Developer docs offer version control, code formatting, and live examples. These often integrate with Git-style navigation or Swagger-based API references.
💡 Pro tip: Include “Quickstart” how-to guides alongside reference docs to bridge UX and engineering clarity.
In the Long Run, UX Wins - But Only If SEO Gets Your Audience There
A beautifully written how-to guide that no one finds is as ineffective as a high-ranking one that confuses readers. Visibility without usability is a bounce. Usability without visibility is a missed opportunity.

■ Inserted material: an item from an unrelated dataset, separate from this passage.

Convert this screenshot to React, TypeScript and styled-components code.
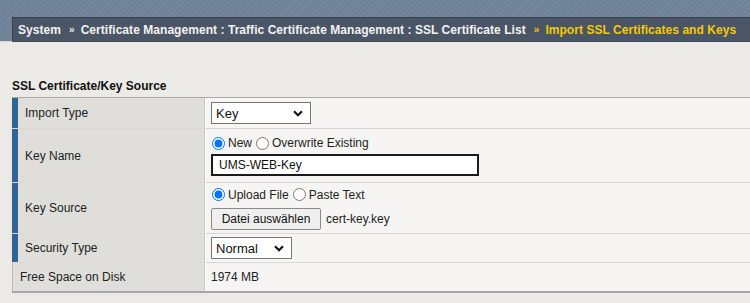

The truth is, you can’t afford to choose between SEO and UX. The most impactful guides strike a deliberate balance: they show up for the right searches and deliver a seamless experience that helps users complete tasks with confidence.
So what’s the real win?
Clear structure that supports both search crawlers and scanning humans
Multimedia that enhances understanding and respects accessibility
Placement strategies that meet users where they are
So let’s stop asking whether SEO or UX wins. The only real winner?
The user, when both disciplines play on the same team.
Frequently Asked Questions About How-To Guides
1. Can a how-to guide be both SEO-friendly and user-friendly?
Yes. With the right structure, formatting, and content strategy, you can create how-to guides that are both SEO-friendly and user-friendly.
2. What are some SEO best practices for how-to content?
For how-to content, some SEO best practices are - use descriptive headings, keyword-aligned titles, meta tags, structured data (like schema markup), and internal links.
3. How does UX influence search rankings?
Good UX improves dwell time, reduces bounce rates, and encourages engagement - all of which are ranking signals for Google.
4. Should I use videos and screenshots in how-to guides?
Absolutely, you should use video and screenshots in how-to content. Visuals enhance comprehension. Just ensure they're paired with alt text and explanatory copy for SEO and accessibility.